The caller contacted Portland Coastguard on the emergency line after his phone slipped between rocks on a groyne.

Incredibly he expected assistance from the lifesaving emergency service to retrieve it.

Watch assistant Steve George took the call just after 1.30pm on Sunday.

He told the Echo: “The call came in on the triple nine line so red lights flashed around the room and we were all braced and prepared for an emergency.

“The man gave his position and said he was on the beach with the groyne in front of him.

“I was waiting to hear if he had his arm or his leg stuck or something like that – but it turned out the iPhone had gone down in between the rocks at Sandbanks and he required assistance to retrieve it. “There was a short pause and politely I informed him that we wouldn’t be able to help.”

He added: “We are an emergency service to help the public when lives are at risk.

“We were sat waiting, ready to send out the lifeboats or the helicopter, and it was just a chap who’d lost his phone.”

He said the caller had him on the phone for several minutes and he was typing up a log of the call until the nature of the request became clear.

He added: “If there had been a genuine emergency that would have taken it away from it.

“People have got to think like that – it may be serious to them – but there may be a real emergency happening.”

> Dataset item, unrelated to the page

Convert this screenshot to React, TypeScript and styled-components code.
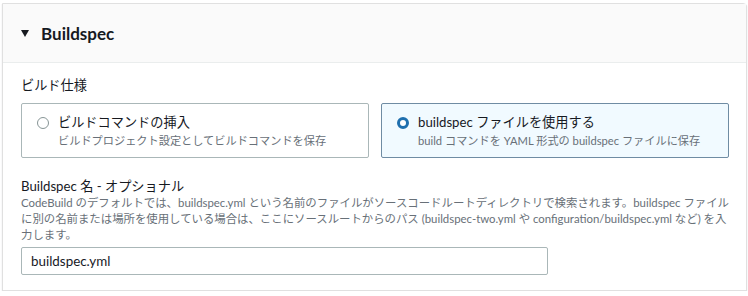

He added: “Luckily we don’t get calls of that nature very often.”

He still urged people to call the coastguard if they felt something was wrong, adding: “We’re always here to help.

“We don’t want people to be put off calling, but we would ask them to use their common sense and have some consideration.”

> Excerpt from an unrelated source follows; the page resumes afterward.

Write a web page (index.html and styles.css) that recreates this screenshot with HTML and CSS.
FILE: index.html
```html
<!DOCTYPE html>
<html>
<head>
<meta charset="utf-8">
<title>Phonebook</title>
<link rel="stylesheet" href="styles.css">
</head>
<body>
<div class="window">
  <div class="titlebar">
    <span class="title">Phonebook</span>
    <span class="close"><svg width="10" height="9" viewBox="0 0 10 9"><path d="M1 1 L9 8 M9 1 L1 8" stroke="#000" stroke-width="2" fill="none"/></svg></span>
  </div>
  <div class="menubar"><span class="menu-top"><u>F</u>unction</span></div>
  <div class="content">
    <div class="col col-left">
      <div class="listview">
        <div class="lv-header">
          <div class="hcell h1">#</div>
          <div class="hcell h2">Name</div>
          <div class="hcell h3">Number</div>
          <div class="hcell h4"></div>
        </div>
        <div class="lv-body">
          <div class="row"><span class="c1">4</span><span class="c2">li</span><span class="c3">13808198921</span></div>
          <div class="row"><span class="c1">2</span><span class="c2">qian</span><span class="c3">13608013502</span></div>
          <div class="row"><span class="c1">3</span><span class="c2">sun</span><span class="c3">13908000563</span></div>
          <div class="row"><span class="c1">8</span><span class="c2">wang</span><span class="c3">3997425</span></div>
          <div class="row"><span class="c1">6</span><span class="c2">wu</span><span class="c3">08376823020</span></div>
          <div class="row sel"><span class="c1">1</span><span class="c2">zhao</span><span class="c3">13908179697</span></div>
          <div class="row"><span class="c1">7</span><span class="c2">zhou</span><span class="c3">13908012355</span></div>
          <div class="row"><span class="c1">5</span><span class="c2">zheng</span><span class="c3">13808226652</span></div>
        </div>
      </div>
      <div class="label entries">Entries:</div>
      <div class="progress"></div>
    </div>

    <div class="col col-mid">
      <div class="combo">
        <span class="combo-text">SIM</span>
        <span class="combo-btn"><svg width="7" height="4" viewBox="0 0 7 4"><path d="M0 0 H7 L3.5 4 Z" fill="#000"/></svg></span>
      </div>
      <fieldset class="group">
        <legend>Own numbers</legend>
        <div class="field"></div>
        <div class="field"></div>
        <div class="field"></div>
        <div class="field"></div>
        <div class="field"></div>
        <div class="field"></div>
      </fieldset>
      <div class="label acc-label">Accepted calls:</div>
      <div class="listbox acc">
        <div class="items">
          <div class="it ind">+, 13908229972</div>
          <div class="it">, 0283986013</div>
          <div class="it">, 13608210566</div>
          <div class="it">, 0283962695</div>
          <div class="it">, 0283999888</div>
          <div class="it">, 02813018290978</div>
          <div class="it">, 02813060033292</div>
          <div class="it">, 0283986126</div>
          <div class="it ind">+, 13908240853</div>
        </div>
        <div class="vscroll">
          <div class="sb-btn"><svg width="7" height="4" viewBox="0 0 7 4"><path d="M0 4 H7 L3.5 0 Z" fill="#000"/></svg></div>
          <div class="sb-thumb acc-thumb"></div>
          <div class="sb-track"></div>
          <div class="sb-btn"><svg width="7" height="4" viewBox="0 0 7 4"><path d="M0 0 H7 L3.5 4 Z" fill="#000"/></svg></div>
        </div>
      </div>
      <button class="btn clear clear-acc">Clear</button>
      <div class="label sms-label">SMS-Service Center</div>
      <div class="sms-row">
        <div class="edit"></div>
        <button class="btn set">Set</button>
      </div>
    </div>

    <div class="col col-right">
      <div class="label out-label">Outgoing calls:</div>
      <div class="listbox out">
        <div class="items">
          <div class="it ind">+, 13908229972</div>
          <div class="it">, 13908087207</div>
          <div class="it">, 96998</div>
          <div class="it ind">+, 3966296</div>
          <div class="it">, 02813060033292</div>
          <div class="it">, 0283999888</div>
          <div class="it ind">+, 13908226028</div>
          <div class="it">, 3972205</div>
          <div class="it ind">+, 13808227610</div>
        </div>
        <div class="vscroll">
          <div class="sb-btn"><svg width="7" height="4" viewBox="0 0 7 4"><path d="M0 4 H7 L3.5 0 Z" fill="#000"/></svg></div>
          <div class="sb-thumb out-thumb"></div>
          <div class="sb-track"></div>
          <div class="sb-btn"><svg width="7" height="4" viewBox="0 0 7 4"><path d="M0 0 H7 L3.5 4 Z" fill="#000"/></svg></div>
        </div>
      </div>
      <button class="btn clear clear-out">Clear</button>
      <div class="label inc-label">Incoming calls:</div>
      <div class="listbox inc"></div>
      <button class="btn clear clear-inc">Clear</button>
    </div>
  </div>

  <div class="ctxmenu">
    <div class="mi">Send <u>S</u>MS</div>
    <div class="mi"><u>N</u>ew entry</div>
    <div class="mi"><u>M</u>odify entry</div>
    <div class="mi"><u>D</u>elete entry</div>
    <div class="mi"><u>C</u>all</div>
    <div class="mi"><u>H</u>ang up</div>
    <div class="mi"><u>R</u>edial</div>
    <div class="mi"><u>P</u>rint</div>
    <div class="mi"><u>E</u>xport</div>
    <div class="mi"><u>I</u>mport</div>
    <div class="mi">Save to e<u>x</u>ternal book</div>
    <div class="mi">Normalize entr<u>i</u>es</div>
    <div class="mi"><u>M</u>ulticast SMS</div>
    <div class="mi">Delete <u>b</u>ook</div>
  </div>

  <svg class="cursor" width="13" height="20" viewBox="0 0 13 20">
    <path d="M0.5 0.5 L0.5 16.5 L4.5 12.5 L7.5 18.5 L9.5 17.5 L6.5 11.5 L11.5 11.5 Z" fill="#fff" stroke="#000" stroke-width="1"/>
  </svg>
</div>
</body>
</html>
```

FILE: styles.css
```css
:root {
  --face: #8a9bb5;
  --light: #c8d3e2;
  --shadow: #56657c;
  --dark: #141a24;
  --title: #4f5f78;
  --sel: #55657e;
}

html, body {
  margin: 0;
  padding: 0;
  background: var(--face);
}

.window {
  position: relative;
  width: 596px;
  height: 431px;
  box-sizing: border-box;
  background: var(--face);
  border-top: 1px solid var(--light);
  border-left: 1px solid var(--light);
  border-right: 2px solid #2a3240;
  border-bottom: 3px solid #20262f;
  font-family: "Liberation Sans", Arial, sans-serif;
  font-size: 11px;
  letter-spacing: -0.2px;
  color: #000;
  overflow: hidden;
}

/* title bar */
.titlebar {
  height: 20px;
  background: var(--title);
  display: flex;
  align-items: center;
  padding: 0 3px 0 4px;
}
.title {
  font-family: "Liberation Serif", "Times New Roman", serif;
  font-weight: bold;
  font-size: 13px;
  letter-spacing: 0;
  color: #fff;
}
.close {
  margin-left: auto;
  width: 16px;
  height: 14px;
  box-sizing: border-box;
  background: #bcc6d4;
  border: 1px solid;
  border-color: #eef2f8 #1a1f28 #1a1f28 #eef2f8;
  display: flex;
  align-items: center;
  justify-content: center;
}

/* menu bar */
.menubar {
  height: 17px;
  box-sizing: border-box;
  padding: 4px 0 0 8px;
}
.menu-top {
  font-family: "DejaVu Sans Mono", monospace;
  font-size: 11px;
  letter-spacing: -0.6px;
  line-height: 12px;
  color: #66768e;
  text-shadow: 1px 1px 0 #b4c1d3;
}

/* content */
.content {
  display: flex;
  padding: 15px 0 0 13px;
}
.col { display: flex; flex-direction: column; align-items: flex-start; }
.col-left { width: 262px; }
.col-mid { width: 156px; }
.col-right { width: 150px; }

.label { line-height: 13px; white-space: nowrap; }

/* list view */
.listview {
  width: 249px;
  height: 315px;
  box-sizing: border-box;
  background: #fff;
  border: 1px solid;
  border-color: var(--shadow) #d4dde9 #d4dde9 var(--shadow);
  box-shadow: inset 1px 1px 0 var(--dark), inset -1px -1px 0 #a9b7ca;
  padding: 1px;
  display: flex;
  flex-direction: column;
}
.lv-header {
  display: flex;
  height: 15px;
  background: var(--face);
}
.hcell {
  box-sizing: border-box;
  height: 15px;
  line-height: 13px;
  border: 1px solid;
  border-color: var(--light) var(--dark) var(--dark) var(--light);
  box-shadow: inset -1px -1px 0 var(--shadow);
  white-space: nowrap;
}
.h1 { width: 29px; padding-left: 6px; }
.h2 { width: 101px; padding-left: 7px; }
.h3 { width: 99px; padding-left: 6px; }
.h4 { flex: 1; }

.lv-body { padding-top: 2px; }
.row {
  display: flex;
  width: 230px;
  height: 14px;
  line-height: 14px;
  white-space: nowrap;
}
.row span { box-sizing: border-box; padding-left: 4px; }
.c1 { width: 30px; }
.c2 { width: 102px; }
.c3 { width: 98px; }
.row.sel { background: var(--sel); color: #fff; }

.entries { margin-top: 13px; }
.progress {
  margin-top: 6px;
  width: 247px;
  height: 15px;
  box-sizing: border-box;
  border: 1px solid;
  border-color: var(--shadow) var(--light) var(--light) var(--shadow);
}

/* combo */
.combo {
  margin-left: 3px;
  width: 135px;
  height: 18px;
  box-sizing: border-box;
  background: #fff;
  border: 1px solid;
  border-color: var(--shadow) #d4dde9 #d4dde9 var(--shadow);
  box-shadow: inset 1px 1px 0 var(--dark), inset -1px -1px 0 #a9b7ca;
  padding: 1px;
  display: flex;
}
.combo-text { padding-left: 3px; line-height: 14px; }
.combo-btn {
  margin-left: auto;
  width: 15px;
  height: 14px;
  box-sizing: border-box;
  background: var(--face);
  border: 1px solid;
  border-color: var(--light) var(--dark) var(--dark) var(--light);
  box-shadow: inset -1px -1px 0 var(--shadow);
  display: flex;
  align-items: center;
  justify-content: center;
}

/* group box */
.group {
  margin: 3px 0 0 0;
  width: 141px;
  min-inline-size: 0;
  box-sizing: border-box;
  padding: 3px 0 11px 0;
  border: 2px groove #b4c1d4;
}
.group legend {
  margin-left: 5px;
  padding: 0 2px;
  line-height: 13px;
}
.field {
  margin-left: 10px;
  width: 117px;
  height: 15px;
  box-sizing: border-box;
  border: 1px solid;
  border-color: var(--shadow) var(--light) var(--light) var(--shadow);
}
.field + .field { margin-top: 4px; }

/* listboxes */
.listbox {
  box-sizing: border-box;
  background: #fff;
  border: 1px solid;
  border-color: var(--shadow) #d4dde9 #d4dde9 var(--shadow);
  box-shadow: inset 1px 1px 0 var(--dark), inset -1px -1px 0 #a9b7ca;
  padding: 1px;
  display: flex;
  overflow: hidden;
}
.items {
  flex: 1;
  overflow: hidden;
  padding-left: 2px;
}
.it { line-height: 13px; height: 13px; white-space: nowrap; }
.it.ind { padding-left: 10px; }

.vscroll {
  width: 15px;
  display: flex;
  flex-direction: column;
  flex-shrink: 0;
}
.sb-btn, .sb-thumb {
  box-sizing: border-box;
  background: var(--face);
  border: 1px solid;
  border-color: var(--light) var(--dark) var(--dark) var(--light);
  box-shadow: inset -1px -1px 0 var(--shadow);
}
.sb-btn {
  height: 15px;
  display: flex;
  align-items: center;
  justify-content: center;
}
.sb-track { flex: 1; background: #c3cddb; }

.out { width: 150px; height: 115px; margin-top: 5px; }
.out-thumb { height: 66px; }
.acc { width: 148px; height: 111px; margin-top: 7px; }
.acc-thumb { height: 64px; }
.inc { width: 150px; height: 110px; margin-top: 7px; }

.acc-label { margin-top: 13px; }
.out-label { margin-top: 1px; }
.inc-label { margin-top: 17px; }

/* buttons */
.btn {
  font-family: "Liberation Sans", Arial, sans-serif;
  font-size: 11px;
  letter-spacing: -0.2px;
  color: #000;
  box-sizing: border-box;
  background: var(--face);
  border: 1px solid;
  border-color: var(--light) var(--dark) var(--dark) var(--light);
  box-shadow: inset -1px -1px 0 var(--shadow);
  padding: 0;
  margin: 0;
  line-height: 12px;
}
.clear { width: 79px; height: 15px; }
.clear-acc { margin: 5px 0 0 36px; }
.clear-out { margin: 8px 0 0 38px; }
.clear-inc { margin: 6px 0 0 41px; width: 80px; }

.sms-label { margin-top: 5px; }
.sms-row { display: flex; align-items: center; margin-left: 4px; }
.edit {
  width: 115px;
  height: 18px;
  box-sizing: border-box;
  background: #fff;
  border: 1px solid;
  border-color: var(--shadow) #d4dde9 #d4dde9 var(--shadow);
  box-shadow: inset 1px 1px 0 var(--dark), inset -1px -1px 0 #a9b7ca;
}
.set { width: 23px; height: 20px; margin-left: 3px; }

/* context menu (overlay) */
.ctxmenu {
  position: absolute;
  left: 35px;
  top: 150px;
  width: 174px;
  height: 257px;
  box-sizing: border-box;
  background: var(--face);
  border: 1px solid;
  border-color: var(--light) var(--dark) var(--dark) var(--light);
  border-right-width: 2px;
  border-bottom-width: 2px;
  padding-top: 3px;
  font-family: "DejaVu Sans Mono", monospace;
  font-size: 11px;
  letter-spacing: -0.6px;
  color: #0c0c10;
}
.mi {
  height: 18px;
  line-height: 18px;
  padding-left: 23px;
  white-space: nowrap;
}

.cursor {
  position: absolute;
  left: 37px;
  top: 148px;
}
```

The coastguard and his colleagues recalled a handful of similar such 999 calls they’d received in the past including a man who wanted to know if hair removal cream was good for a jellyfish stings, and a caller who rang from inland after a bird got stuck in some chicken wire – and explained he’d rung the coastguard because it was a seagull.

Police Force Reports Surge In Hoaxers

Just this week police forces across the country have reported a surge in time-wasting or hoax calls putting pressure on already overstretched staff.

Some of the thousands of hoax or inappropriate calls to emergency services recorded over the past year include: l A man in the East Midlands who rang for help when his pigeon suffered breathing difficulties.

  •  A caller who complained he hadn’t slept in two days.
  •  Someone who dialled 999 wanting help changing batteries in a remote control.
  •  A man who said he was bleeding after squeezing a spot.
  •  A malicious caller who was prosecuted for ringing police 23 times asking for a lift from   Hartlepool to Stockton.
  •  A Leeds ambulance service was kept on the line for over half an hour by an apparently terrified three-year-old – which turned out to be a hoax by two ten-year-old girls.